ガールズケイリン當銘直美が学んだプロの自覚と覚醒の理由 規則違反での停学&復学も涙ながらに語った (2ページ目)

  • text by Sportiva

 高校から意気揚々と自転車競技部に所属するも、街道練習がメインで、練習メニューも部員たちが中心になって考えていたこともあり、思うようにタイムを伸ばすことができなかった。その結果、3年時に受けた日本競輪学校(現日本競輪選手養成所)への入学試験は不合格だった。

「明らかに準備不足でした。

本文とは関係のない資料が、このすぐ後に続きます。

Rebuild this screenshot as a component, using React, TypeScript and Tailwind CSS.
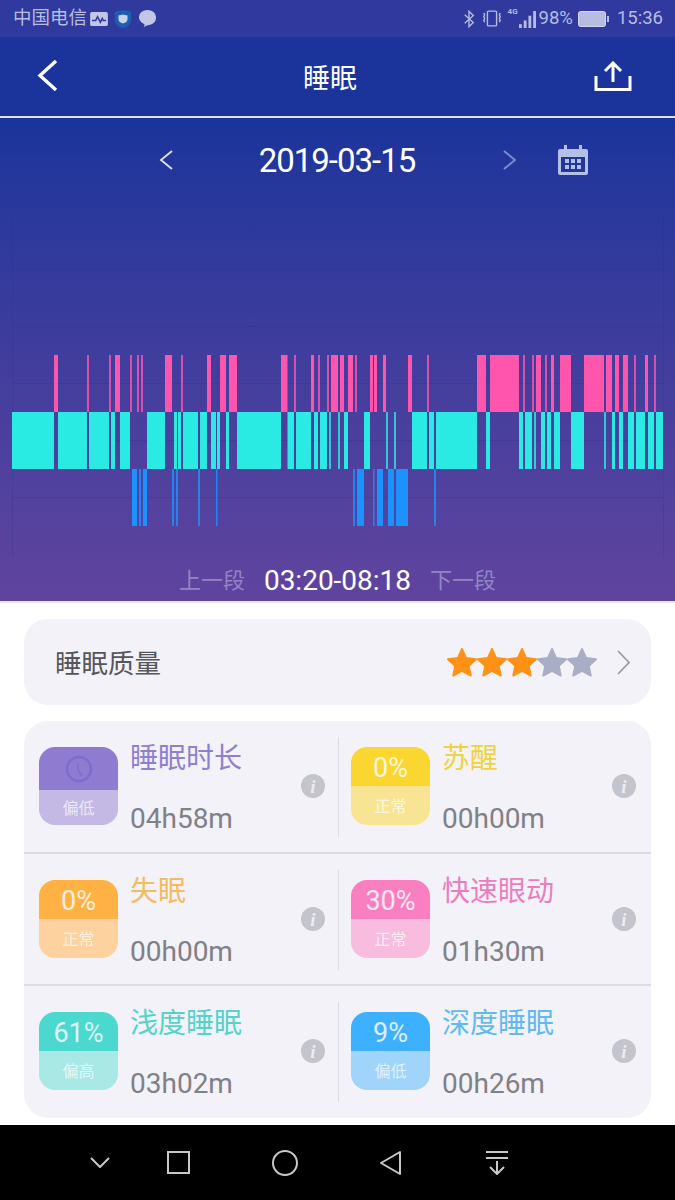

全国大会でよく顔を合わせていた同学年の選手たちが試験に受かっていて、うらやましかったし、悔しかったです」

 高校卒業後は、選手の発掘・育成を目指す『T-GUP(豊橋競輪ガールズケイリン育成プロジェクト)』に参加。ここで「バンクでの自転車の乗り方や走り方をイチから教えてもらった」という。毎日1時間半かけて豊橋競輪場まで通い、朝から晩まで練習に励んだ。そんな生活を約半年間続けた結果、見事112期生として合格することができた。

 中学の時から夢を持ち続け、一浪しての念願の入学。志もさぞ高かっただろうと想像するが、入学から数カ月経った秋頃、競輪学校での禁止事項に抵触し停学処分を受けてしまう。軽率な行為だった。

「すごく落ち込みました。プロになる自覚が足りていませんでした。停学ですので復学のチャンスは残されていましたが、もう学校側は受け入れてくれないと思いましたし、家族や周囲から『辞めなさい』と言われる覚悟で家に帰りました」

 スポーツであれば、ルールを守って戦うのは当然のこと。ましてや開催中に外部との連絡に厳格な競輪はなおさらだ。自らの過ちによって夢の道を閉ざしてしまった當銘。後悔の念が繰り返し襲ってきた。

 そんな時、近所に住む競輪選手の新田康仁(静岡・74期)が家を訪ねて来てくれ、復学に向けて励ましの言葉をくれた。周囲も再チャレンジを当然のことのように捉えていた。そんな温かい言葉や態度から、「もう一回頑張ってみよう」という気持ちが芽生えてきた。